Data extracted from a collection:
※ ※ ※

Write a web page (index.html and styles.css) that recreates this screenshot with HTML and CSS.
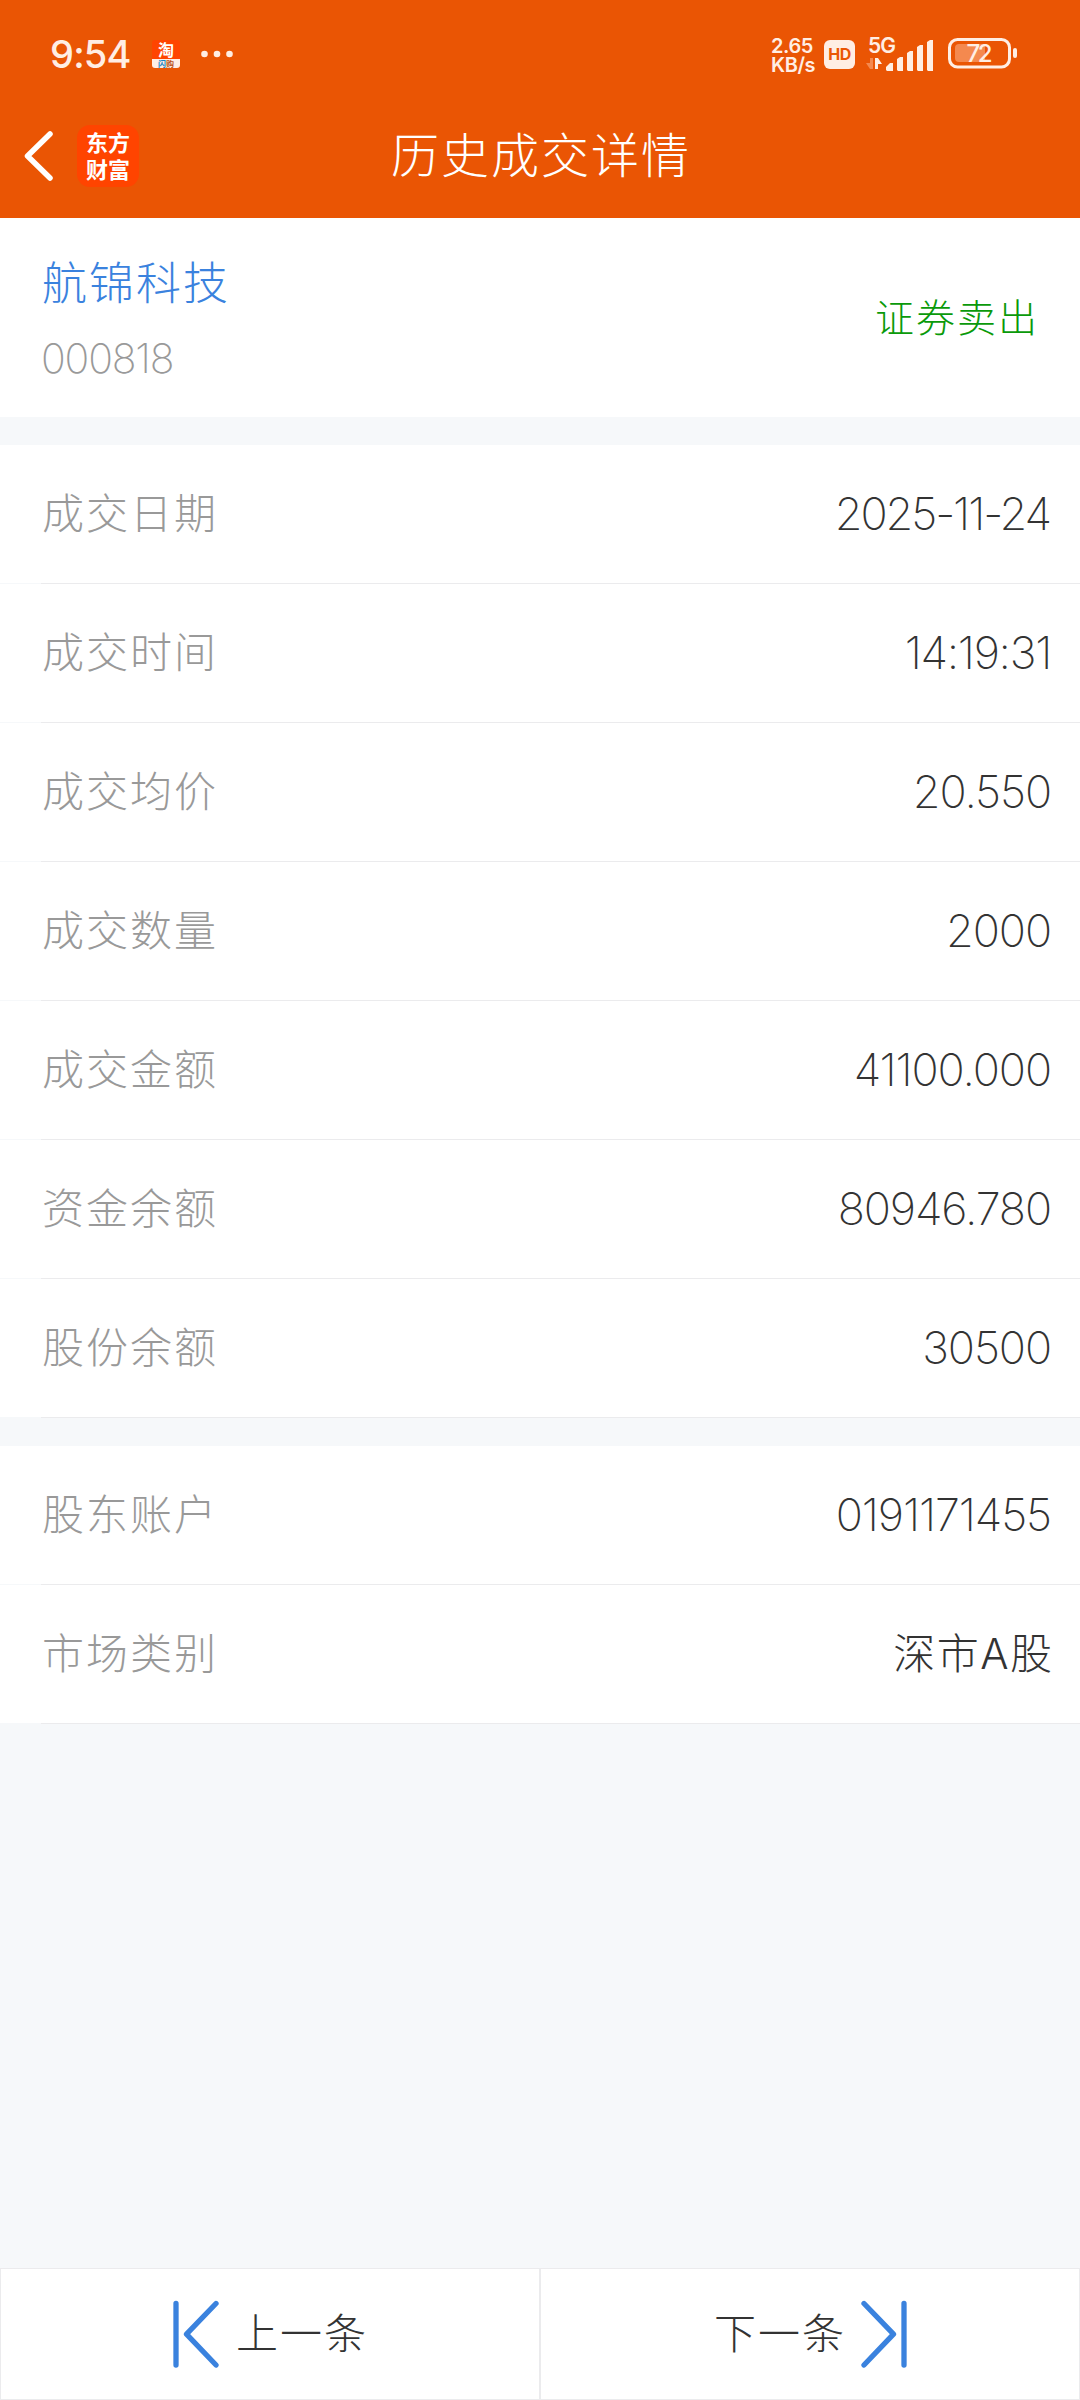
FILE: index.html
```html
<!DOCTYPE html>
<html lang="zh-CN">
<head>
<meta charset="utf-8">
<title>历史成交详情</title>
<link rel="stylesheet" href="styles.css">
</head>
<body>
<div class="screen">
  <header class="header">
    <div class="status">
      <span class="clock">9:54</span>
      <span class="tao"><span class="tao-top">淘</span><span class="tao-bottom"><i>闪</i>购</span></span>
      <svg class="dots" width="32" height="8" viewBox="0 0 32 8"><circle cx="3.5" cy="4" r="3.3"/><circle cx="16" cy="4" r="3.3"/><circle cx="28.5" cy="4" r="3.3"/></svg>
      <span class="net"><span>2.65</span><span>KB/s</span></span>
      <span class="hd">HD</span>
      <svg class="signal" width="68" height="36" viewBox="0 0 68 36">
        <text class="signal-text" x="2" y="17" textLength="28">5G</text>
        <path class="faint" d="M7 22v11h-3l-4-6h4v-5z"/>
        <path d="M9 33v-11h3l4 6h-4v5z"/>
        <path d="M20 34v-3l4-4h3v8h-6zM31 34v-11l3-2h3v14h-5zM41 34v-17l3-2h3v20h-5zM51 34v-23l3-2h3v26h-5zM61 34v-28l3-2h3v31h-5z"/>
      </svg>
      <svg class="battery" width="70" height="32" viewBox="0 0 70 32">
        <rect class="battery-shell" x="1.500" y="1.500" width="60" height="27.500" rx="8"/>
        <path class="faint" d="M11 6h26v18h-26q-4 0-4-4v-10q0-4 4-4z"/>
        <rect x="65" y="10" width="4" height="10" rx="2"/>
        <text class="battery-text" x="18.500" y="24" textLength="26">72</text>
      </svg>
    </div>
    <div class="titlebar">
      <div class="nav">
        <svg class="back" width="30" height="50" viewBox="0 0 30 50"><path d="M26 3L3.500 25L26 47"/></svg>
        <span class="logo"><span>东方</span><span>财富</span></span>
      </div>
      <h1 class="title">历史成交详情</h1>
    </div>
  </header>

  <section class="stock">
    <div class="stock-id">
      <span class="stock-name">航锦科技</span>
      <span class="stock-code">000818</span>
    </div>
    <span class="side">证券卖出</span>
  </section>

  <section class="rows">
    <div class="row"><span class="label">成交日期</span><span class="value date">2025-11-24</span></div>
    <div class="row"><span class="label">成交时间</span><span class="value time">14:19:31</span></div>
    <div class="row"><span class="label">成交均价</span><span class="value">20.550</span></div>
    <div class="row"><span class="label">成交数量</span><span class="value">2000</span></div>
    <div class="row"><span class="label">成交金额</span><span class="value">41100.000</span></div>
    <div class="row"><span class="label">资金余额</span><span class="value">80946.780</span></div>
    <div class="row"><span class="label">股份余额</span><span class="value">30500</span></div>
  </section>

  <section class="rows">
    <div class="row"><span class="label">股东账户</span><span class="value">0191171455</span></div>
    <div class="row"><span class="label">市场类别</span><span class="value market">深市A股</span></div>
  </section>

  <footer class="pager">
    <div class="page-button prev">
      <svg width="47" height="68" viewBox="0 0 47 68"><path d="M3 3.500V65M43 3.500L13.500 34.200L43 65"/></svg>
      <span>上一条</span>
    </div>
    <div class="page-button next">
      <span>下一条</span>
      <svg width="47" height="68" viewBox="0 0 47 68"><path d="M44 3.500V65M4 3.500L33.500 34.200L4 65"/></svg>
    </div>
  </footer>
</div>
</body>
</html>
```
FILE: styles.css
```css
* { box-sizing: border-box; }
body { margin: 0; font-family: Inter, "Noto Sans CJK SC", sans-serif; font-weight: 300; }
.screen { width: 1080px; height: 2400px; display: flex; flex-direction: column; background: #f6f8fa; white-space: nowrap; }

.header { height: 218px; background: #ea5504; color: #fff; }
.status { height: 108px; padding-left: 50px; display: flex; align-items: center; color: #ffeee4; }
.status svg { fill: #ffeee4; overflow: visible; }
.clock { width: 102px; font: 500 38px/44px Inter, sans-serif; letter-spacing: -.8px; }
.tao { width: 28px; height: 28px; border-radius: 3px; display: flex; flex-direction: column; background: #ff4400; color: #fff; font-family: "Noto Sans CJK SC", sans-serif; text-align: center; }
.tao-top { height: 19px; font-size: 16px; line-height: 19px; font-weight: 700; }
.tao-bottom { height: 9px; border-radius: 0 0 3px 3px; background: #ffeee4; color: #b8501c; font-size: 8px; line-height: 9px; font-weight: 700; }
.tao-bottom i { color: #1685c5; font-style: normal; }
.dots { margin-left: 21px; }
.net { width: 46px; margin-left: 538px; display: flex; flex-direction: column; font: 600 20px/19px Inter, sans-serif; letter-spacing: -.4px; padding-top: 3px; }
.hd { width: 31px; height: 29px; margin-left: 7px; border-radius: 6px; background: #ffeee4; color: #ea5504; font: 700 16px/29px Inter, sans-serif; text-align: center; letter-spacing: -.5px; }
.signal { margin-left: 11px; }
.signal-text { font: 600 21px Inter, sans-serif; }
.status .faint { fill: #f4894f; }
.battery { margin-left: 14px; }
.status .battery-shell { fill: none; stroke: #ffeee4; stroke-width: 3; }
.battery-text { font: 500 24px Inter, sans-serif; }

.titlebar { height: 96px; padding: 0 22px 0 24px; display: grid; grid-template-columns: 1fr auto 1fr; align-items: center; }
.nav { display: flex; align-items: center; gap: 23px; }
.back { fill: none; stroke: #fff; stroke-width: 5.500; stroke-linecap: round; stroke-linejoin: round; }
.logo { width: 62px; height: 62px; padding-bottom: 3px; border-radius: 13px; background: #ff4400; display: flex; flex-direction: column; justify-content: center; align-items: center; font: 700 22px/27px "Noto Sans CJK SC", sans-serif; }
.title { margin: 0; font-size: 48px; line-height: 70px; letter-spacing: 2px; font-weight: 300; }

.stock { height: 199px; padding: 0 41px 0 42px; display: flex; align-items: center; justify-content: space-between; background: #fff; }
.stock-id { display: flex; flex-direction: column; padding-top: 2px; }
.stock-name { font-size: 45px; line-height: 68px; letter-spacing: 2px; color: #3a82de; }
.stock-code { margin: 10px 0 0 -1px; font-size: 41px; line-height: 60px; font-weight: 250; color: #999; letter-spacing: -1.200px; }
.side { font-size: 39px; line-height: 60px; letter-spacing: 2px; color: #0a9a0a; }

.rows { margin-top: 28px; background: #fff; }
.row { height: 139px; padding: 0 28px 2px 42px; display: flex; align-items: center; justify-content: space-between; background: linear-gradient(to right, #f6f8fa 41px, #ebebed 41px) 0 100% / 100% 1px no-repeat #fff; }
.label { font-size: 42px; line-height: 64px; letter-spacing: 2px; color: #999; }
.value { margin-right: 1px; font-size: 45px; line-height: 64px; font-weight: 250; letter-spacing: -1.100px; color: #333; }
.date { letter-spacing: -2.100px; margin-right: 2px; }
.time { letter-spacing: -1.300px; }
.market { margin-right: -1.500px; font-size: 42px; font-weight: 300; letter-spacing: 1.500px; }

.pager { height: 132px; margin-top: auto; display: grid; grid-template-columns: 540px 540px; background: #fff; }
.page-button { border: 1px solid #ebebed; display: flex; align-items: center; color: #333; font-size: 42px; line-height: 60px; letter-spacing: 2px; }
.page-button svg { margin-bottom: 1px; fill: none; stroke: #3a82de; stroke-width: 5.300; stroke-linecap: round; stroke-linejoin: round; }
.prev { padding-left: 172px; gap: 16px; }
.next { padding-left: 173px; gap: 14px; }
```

※ ※ ※

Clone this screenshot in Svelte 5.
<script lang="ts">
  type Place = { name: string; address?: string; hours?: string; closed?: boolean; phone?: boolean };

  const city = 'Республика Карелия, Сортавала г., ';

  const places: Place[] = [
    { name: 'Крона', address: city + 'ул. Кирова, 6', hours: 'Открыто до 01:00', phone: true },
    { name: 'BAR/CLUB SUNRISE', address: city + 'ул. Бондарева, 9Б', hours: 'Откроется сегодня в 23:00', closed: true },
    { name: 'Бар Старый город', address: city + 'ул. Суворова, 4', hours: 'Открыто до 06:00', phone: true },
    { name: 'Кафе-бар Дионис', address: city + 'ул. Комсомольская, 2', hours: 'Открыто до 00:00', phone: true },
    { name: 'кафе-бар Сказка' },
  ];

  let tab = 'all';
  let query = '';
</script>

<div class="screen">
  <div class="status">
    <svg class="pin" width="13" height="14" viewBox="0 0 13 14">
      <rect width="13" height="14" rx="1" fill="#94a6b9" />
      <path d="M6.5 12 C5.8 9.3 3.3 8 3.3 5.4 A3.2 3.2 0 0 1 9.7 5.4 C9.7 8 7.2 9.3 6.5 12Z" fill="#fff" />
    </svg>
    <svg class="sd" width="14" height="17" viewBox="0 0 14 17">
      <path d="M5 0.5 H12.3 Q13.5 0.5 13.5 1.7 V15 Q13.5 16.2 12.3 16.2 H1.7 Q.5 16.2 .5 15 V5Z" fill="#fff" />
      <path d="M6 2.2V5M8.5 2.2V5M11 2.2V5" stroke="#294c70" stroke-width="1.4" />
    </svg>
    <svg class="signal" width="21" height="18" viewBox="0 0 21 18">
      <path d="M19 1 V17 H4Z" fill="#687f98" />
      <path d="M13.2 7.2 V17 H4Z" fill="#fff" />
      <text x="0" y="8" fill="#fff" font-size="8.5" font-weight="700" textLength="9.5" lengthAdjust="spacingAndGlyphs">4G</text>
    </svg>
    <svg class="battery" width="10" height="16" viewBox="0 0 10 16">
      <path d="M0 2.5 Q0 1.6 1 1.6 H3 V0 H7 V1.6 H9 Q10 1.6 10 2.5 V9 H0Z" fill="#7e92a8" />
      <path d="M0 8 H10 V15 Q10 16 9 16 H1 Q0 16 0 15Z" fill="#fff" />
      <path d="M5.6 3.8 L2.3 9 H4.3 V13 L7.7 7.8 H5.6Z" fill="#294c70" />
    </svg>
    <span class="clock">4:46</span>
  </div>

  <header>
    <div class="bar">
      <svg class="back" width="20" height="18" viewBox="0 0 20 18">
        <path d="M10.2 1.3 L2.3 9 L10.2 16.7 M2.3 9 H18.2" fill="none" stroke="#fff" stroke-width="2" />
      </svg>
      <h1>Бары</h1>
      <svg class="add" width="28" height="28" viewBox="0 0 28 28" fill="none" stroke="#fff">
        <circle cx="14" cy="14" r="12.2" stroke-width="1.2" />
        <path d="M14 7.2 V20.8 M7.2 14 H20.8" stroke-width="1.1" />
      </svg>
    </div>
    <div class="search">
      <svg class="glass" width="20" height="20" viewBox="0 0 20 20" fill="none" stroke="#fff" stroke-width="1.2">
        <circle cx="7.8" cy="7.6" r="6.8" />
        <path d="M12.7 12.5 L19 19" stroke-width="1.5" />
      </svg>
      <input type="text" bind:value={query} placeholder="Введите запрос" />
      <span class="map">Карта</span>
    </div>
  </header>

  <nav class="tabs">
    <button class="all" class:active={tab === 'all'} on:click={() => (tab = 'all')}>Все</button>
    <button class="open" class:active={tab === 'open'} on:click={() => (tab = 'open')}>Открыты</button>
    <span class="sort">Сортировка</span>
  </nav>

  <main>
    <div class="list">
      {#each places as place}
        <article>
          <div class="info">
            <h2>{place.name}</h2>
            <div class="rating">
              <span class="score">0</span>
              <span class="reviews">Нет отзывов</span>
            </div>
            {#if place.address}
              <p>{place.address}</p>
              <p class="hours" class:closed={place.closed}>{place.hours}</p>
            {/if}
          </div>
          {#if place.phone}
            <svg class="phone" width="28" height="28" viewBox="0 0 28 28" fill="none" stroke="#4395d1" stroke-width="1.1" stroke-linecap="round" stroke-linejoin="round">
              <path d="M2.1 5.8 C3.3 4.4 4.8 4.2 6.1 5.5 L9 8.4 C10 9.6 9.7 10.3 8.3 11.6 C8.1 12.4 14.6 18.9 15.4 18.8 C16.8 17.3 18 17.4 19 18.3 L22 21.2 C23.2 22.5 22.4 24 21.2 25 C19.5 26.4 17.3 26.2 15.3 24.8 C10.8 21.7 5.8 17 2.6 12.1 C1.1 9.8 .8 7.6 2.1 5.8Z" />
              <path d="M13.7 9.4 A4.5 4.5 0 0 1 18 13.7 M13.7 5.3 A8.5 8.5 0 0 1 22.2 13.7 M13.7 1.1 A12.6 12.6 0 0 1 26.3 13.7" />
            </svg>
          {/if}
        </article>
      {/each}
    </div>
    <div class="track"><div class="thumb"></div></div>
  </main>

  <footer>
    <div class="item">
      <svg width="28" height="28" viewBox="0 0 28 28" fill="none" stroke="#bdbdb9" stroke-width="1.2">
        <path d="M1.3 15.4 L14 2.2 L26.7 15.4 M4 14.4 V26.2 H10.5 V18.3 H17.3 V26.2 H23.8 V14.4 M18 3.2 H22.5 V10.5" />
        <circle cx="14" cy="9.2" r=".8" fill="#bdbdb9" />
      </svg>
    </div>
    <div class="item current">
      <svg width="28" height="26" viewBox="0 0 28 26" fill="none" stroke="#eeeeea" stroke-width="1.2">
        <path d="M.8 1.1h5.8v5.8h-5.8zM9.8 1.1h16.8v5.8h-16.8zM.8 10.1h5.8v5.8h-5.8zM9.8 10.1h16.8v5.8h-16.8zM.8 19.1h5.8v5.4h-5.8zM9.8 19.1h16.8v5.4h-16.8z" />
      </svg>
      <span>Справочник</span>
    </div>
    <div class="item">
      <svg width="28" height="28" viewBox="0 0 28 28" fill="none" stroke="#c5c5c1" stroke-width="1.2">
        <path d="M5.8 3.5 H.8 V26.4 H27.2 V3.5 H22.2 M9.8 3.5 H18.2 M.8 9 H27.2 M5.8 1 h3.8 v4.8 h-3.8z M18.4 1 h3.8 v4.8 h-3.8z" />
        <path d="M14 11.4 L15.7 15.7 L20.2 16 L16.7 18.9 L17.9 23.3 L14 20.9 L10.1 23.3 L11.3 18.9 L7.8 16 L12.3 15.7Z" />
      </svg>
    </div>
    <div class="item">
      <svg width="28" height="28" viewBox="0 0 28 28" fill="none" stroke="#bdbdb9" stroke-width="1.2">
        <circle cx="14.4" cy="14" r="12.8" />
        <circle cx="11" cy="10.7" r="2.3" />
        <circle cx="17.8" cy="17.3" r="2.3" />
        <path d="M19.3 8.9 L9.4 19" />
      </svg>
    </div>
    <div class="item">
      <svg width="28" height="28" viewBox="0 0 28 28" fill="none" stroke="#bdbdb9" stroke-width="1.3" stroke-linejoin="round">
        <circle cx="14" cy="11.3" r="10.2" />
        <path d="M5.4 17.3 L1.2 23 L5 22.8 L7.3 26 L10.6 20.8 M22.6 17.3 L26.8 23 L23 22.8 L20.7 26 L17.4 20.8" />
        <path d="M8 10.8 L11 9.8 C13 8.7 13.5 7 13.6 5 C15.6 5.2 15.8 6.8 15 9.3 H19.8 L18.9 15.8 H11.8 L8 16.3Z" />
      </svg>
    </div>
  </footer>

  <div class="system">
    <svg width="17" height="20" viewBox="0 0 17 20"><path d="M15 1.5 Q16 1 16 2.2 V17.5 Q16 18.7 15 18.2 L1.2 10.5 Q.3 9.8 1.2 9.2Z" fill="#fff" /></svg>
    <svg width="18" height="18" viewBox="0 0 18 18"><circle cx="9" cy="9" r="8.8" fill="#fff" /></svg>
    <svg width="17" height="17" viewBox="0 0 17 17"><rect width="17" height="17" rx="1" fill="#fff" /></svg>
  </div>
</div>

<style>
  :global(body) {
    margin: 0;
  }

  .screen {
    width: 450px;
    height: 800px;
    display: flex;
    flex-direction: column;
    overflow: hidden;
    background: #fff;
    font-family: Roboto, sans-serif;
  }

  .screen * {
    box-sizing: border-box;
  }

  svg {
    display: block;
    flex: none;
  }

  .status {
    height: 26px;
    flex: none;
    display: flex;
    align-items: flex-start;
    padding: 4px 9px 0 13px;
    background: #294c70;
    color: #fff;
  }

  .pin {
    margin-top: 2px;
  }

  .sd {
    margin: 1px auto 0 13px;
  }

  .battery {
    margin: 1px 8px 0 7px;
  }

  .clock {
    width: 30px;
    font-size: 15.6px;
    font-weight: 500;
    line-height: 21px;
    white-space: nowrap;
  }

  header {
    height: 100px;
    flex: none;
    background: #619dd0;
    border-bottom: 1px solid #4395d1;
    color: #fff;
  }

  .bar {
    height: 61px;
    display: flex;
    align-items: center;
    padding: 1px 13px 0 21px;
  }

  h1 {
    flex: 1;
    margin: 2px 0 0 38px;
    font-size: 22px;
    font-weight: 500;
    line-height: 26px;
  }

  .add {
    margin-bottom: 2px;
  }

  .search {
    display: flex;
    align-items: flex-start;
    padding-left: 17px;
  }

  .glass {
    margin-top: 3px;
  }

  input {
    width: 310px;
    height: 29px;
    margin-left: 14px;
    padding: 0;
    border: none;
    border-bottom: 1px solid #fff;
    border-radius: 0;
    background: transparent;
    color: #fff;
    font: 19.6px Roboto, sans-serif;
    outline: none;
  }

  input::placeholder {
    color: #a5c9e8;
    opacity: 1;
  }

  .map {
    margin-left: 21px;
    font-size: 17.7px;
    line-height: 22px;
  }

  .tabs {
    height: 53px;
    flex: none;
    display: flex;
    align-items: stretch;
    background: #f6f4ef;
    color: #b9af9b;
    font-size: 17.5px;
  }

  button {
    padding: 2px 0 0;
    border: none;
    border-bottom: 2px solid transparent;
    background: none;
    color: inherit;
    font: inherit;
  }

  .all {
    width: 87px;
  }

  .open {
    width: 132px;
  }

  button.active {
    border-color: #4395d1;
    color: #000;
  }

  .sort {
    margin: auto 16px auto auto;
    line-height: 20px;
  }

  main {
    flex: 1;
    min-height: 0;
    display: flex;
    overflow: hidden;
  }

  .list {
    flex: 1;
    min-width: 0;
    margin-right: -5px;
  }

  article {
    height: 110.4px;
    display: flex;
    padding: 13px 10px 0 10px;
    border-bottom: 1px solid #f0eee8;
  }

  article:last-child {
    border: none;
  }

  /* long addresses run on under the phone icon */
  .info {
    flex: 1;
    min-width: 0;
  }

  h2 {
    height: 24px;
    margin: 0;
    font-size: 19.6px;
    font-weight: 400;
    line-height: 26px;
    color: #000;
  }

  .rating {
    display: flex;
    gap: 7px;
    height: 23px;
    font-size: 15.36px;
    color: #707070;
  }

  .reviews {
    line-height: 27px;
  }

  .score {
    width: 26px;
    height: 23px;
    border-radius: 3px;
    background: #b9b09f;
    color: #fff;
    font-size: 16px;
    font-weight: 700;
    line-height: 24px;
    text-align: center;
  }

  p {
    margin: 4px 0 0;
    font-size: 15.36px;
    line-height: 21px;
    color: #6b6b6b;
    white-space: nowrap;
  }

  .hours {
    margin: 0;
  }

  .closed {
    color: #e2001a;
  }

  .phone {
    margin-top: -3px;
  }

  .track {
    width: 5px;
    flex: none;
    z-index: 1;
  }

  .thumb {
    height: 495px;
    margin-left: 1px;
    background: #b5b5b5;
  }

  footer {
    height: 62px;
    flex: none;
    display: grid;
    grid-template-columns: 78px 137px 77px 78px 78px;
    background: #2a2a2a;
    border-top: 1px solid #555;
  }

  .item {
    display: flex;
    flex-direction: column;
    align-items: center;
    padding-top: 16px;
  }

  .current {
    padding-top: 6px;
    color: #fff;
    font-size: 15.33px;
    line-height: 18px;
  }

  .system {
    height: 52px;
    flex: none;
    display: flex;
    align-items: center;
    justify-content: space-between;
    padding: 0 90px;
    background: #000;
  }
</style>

※ ※ ※

Short task: Quote word for word the lines from the line holding "Clone this screenshot in Svelte 5." through the line holding "const city = 'Республика"; include both of those lines and add nothing.

Response to the exercise:
Clone this screenshot in Svelte 5.
<script lang="ts">
  type Place = { name: string; address?: string; hours?: string; closed?: boolean; phone?: boolean };

  const city = 'Республика Карелия, Сортавала г., ';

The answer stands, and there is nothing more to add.